4 of the Most Important Health Advances of the 20th Century
Archeological evidence shows that the practice of medicine has been a part of history almost as long as the human race, with ancient cultures like the Egyptians, Romans, Babylonians, and Chinese all experimenting and developing remedies and procedures to cure the illnesses and heal wounds. Academics believe that the system of modern medicine that we know today rose from the advances made by scientists and physicians of the 19th century, the era during which cell theory was developed and used to explain the spread of contagious diseases.
In addition to the development of cell theory, the 19th century also brought with it developments in the science behind physiology, chemistry, and pharmacology. It also served as the incubator of major clinical schools, where doctors could research and hone their craft. Together, these developments created a platform upon which modern medicine could grow.

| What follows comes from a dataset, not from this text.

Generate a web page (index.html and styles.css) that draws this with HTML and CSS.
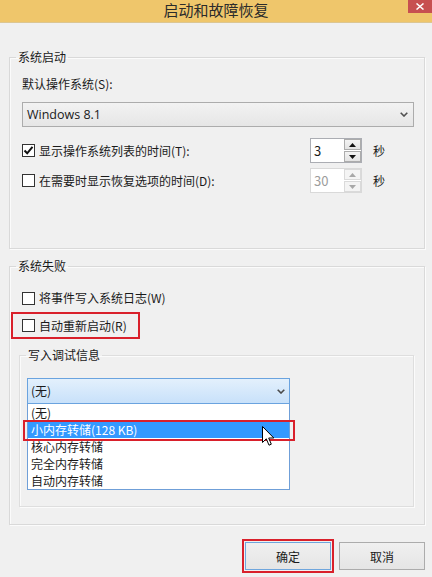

Listed here are four of the most important health advances developed by medical professionals in the 20th century:
1. The Birth Control Pill
The birth control pill was a revolutionary step in women’s health because it was the first contraceptive to truly allow females some autonomy over their own reproductive capabilities. It took 10 years and over $2 million in research grants to develop the first oral contraceptive, Enovid, which received approval from the Food and Drug Administration in 1960. Unfortunately, single women couldn’t obtain the pill until 1972, when the Supreme Court legalized it for all women regardless of marital status in the case Baird v. Eisenstadt.
The development of the pill paved the way for further advances in women’s contraceptive options, including the Intra-Uterine Device, emergency contraception, vaginal rings, and hormone patches. Today, more than 100 million women around the world rely on the birth control pill to give them the power to choose when to start a family. Additionally, giving women more control over their reproductive systems has resulted in smaller families and longer intervals between births, both of which have led to better infant health and lower rates of maternal and infant mortality.
2. Blood Transfusions
Before the medical community fully understood human blood groupings, blood transfusion success rates were low. Many physicians administered the blood of animals to patients in an effort to treat their illnesses, often resulting in the development of additional diseases or fatalities. While the first successful human blood transfusion to a patient was performed in 1818 by James Blundell, it was 20th-century Austrian physician Karl Landsteiner’s discovery of human blood groupings that allowed the blood transfusion to develop into the relatively simple, life-saving procedure it is today.
Landsteiner’s discovery in 1901 gave pathologist Ludvig Hektoen the necessary knowledge to suggest that the blood typing of donors should be matched with that of its recipients in 1907. By 1914, medical researchers were able to preserve donated blood for longer periods of time by adding anticoagulants, and the first programs soliciting voluntary blood donations were established by the 1940s.
Today, almost 32,000 units of blood are given to patients each day in the United States, saving the lives of around 4.5 million people per year.
3. Organ Transplantation
Physicians in India were completing basic organ transplant procedures as early as 800 BC in the form of skin grafts for flesh wounds and burns. However, the more advanced form of organ transplantation that we know today was first successfully performed in 1905 by Eduard Zirm, who restored the eyesight of a man blinded in an accident through corneal transplantation.
In the early decades of the 1900s, initial organ transplant experiments involved attempting to transfer the kidneys of goats, pigs, and monkeys into individuals suffering from renal failure. The first successful transplant of an internal organ would not occur until 1954, when an identical twin donated a kidney to his brother. Twelve years later, researchers developed anti-rejection drugs that contributed to the successful transplants of a kidney, liver, and lung to three separate patients in 1962 and 1963.
Just 50 years later, medical technology has advanced to the point that contemporary surgeons are now capable of transplanting faces.
Though medical professionals as early as the 1600s had postulated that properties within mold could be used as a pharmacological treatment, the first step in the development of antibiotics was made in 1928 by Alexander Fleming, a British professor. The presence of mold and the absence of staphylococcus on several glass plates in his laboratory led him to conclude that the mold had produced a substance capable of killing the deadly bacteria. He named this substance penicillin, and these findings allowed Oxford professor Dr. Howard Florey and his team of scientists to develop fluid extracts from the penicillium mold, thus creating the world’s first antibiotic in an injectable form.
Penicillin played a major role in the treatment of soldiers during World War II, and its initial discovery in the 20th century has led to the development of a plethora of modern antibiotics, such as Amoxicillin. Although increasing antibiotic resistance remains a major concern, this treatment continues to fight bacterial infections, and new developments are being made in the field each year.
Additionally, recent laws like the GAIN Act are encouraging researchers to focus their efforts toward the development of new antibiotics to fight resistant strains of bacteria. The most recent new antibiotics are Teixobactin and Lactoferrin.